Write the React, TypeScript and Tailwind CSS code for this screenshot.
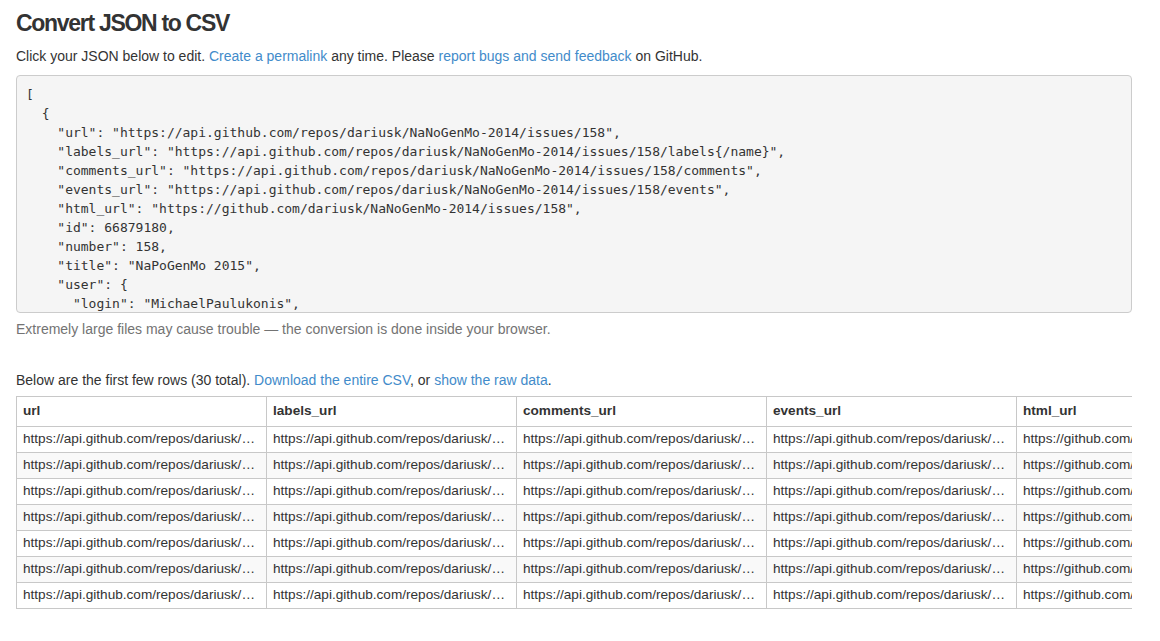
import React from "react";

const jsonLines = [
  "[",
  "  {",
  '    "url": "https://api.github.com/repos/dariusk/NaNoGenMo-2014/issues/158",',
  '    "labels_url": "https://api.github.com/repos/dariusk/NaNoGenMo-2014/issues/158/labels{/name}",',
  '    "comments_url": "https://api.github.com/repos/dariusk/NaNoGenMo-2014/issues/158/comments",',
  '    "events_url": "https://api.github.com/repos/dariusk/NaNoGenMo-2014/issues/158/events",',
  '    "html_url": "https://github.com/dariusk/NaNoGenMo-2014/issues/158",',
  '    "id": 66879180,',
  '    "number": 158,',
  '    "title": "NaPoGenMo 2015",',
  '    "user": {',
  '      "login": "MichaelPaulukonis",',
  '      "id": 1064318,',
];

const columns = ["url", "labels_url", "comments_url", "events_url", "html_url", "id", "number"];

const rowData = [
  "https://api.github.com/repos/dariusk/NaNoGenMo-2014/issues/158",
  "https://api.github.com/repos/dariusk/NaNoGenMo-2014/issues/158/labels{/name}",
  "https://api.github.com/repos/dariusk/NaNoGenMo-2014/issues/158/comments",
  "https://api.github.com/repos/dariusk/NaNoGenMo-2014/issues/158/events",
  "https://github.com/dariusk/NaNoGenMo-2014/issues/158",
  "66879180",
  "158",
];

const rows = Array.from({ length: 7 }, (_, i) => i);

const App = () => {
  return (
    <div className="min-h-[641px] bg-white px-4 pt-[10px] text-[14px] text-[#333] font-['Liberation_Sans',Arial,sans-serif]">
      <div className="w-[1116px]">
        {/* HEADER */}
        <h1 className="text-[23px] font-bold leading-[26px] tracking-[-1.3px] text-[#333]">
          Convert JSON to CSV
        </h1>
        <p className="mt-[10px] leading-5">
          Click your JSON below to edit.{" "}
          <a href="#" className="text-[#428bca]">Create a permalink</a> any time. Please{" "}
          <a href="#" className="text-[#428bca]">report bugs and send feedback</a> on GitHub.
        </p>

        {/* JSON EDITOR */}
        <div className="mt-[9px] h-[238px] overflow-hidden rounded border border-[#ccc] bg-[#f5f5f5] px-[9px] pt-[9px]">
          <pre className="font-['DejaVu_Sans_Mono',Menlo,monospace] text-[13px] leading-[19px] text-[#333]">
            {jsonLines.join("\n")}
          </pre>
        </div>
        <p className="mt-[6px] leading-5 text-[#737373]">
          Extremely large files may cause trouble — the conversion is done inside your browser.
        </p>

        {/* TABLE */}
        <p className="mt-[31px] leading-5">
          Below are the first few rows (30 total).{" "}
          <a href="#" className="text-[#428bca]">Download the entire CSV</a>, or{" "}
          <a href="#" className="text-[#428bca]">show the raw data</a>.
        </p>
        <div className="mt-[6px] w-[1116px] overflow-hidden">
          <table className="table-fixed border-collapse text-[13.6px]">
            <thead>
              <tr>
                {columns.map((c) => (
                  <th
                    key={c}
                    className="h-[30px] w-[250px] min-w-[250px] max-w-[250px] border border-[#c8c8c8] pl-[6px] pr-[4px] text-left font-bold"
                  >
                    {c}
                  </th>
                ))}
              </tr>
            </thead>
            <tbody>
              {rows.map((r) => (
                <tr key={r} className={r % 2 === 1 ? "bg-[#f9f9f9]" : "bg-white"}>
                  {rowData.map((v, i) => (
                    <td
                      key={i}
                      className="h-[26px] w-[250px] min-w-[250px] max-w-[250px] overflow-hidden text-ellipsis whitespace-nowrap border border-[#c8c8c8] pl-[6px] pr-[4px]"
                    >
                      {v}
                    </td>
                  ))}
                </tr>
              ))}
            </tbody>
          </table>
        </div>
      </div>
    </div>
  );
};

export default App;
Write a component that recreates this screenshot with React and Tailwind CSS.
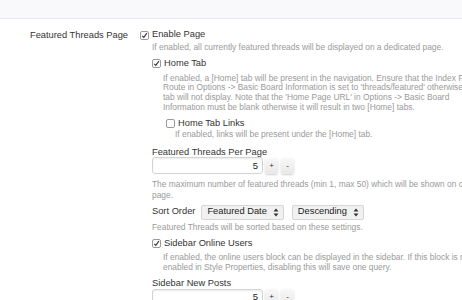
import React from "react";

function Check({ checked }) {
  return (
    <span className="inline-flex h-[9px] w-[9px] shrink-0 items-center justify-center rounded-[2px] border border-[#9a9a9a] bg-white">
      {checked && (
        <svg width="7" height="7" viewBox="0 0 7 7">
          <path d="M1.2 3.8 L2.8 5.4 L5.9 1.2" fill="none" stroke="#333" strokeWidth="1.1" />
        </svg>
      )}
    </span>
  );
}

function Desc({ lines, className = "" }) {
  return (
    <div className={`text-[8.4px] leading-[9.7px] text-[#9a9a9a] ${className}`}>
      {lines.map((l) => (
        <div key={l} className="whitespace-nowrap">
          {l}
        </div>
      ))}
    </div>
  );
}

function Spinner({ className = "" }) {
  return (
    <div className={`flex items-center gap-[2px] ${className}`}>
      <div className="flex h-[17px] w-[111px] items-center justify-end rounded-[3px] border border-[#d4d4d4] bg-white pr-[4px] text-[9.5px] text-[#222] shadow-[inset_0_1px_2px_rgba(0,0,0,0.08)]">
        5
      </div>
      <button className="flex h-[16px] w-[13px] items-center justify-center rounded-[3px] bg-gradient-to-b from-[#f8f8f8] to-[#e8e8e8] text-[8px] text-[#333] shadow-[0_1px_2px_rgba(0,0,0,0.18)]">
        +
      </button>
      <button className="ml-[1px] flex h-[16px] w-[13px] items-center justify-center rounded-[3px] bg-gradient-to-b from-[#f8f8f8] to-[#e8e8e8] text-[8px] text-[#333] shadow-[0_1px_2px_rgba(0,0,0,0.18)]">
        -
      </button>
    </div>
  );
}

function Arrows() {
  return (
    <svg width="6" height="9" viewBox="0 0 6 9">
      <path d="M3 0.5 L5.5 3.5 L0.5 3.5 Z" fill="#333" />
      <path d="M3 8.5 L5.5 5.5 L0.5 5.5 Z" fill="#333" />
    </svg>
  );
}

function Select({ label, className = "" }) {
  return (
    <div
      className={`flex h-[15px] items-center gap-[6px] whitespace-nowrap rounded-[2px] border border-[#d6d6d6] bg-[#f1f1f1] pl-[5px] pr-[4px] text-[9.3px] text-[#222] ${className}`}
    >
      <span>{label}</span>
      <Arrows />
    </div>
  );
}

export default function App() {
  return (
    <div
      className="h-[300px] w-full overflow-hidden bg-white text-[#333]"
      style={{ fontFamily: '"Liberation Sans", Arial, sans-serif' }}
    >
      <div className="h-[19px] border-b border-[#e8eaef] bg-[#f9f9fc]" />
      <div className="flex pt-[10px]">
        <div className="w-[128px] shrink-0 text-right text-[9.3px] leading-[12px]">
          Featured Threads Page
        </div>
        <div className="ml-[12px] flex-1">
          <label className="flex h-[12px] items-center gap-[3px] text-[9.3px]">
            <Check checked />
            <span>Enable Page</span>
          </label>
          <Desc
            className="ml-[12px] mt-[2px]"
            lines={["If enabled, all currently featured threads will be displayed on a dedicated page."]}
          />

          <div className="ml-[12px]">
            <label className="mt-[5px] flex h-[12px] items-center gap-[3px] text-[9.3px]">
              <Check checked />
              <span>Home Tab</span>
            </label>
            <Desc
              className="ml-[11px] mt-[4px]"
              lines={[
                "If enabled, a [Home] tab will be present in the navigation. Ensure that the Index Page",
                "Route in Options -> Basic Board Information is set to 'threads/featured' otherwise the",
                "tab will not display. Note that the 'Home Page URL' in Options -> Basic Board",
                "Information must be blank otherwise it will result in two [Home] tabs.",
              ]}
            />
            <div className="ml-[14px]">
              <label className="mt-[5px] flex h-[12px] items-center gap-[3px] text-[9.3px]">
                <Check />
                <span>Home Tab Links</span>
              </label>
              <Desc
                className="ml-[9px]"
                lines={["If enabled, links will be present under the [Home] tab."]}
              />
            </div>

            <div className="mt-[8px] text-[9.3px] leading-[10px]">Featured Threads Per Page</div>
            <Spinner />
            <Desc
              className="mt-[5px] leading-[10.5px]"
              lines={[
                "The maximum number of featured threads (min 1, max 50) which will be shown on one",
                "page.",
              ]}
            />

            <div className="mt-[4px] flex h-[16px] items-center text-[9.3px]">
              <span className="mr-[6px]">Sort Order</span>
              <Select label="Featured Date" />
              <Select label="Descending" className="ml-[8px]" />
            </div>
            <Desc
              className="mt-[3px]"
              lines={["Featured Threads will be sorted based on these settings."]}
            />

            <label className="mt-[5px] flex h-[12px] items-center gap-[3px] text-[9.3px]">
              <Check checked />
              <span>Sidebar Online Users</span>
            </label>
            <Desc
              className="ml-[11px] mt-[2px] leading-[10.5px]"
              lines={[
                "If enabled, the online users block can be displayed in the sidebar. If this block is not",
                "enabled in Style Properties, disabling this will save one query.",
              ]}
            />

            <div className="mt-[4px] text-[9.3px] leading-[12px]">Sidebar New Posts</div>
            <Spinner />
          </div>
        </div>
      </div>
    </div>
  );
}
*****
Count how many lines contain "Write" and give only that count.

● RESULT OF THE TASK
2